Microsoft vs. Teradata
Data Warehousing – there really isn't just one answer
Column Microsoft and Teradata are both significant players in the BI market but they have wildly different approaches to the challenges of extracting information from data. The reason lies in the fact that the two companies elected to solve two very different, but equally intractable, computational problems in order to get their BI systems to perform well.
Two different approaches
Business Intelligence is a complex area and generalisations are notoriously imprecise, but without generalisations discussions become book length, so let’s generalise a little.
BI is about extracting information from data. The data in most enterprises is distributed across multiple transactional systems (Finance, Sales, HR etc.) so we have to pull it into one place before we can analyse it.
A wish list for an efficient BI system looks something like this:
- Rapid movement of data from source systems to analytical system
- Easy auditing of data
- Minimum number of copies of the data
- Rapid analytical queries (2-3 seconds)
- Users presented with an ‘analytical view’ of data
As a general rule the more copies of the data, the more difficult it is to audit, so Points 2 & 3 are somewhat linked. Despite its position at number 4, rapid analytical querying is very important: an analytical query may be showing information that results from the aggregation of five billion rows in a source system, yet it must return the answer in two to three seconds. Point five covers the requirements of the end users: they certainly don’t want to see tables in a relational database; they want to work with dimensions and measures, or some near equivalent.
Given this common wish list, how did Microsoft and Teradata end up with such different strategies?
In Teradata’s world (shown on the left of Figure 1, above), the extracted and cleaned data is placed in a central store, known as an Enterprise Data Store or (these days) Enterprise Data Warehouse (EDW). There it is held as a relational structure and all the analytical queries are run directly against the data in the EDW.
In the Microsoft world (the right hand side of Figure 1), data is placed in a central store or data warehouse which is also typically structured as relational tables. However subsets of the data are then moved from the warehouse into data marts, restructured as multi-dimensional data, and it is against these data marts that queries are run.
These two approaches are radically different because the two companies have chosen to solve the overall problem of BI by solving two different computational problems – both of which have been serious thorns in the side of commercial computing since the mid 1980s.
The age-old problem Teradata addressed is simple to express – it is very difficult to run fast analytical queries against a relational structure.

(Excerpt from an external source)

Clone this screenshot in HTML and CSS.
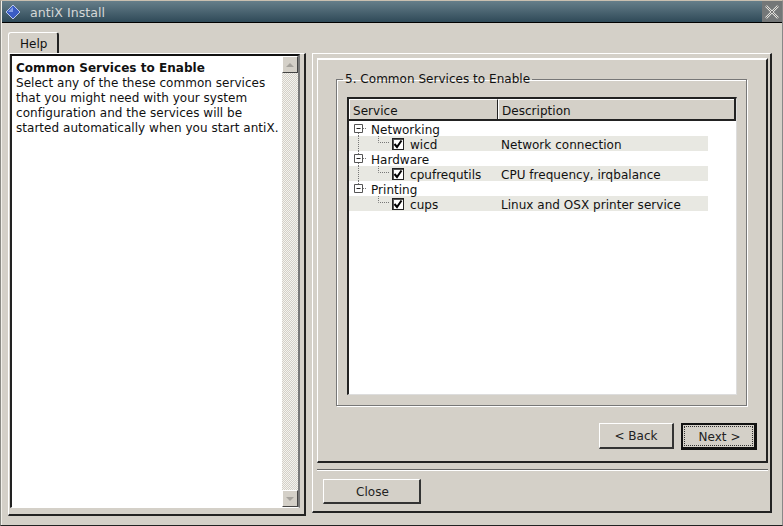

Teradata solved this problem using a mix of parallel hardware and innovative software, not only solving the problem for small data sets but providing a solution that scales to truly massive data sets.
Once you solve this problem, then a side effect is that you can keep the BI structure very simple. In turn, that means that the majority of the wish list is automatically satisfied; indeed points 1 - 4 are natural side effects of the solution.
The data only moves once, so the delays are minimised. Only two copies of the data are held, one in the originating source systems and one in the EDW, so auditing is about as easy as it is going to get.
And the final wish list point? In order to hide the complexity of the relational store, Teradata has placed a logical layer between the user and the EDW or EDS data structure (see Figure 2, below). This translates the relational views of the data into analytical views so the users never have to see the relational structure.